Thanks again! On the Big Brother-lite front, I can see where it might make people uneasy, but I believe that wanting to collect information about the first and last time someone touched their work computer during the day (and that’s it) is not that different from collecting information about clocking in and out that day via their employee keycards which is information HR obviously has. And yes, I imagine it would really only be useful to HR to check for outliers. Personally, the possibility interested me since it was an opportunity to customize the power settings better.

jgstew, I made an analysis with your suggestions and they work great! Unfortunately, I still get over 40% of errors from my computers (singular expression refers to nonexistent object). It’s weird, because I reconfirmed that I have power tracking enabled on all computers through the Power Management Health Checks dashboard. I must be missing something, but I can’t figure out what.

Also, from my original question. I like the idea of writing down statistics on the target computers. A good use for it that I can think of is to note when windows updates via BigFix successfully took place, since the Windows Update item under control panel doesn’t list every last update via BigFix unless you go all the way into view update history and then into installed updates. Is there a good way for a policy to do that on a regular basis? Without stopping once there is an error, or upon first success?

Ely

This might be due to how the relevance is written to compute the values.
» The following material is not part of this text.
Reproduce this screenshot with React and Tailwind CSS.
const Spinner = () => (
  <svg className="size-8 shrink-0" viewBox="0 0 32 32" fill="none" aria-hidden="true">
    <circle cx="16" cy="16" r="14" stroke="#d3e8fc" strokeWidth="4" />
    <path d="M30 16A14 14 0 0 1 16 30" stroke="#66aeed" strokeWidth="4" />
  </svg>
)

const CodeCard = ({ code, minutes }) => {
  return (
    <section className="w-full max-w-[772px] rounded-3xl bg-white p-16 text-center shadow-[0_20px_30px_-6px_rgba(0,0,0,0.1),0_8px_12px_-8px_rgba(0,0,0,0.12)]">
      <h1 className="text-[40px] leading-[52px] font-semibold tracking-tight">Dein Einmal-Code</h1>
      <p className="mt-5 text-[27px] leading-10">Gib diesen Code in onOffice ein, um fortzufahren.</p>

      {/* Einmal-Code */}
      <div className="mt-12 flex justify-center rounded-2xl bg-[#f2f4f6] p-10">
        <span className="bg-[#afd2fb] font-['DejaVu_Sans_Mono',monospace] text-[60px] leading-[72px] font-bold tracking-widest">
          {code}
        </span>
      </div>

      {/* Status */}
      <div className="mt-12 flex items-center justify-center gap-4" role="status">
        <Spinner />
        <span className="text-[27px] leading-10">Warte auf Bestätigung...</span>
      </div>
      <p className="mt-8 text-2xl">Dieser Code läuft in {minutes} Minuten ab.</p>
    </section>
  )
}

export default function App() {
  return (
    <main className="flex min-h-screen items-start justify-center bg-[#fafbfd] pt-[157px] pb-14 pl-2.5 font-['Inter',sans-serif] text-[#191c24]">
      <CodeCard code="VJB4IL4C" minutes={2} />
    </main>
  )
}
If there are no entries for a particular day, then this error would be expected, which is why it might be needed to handle each previous day separately, which is a bit messy.

if you only want to see when they sign in and when they stop working, why not just analyze local computer events for sign in, sign out, computer lock etc?

I’d add that the computer alone may not be a good judge.

It’s not uncommon for me to spend an hour or two at the beginning or end of the day, sketching designs out on a whiteboard or notebook rather than on my workstation, for example. Or tracking down people and collaborating, sometimes on their workstation rather than one of mine.

Or logged in directly at one server or another rather than my client workstation, when troubleshooting, especially later at night.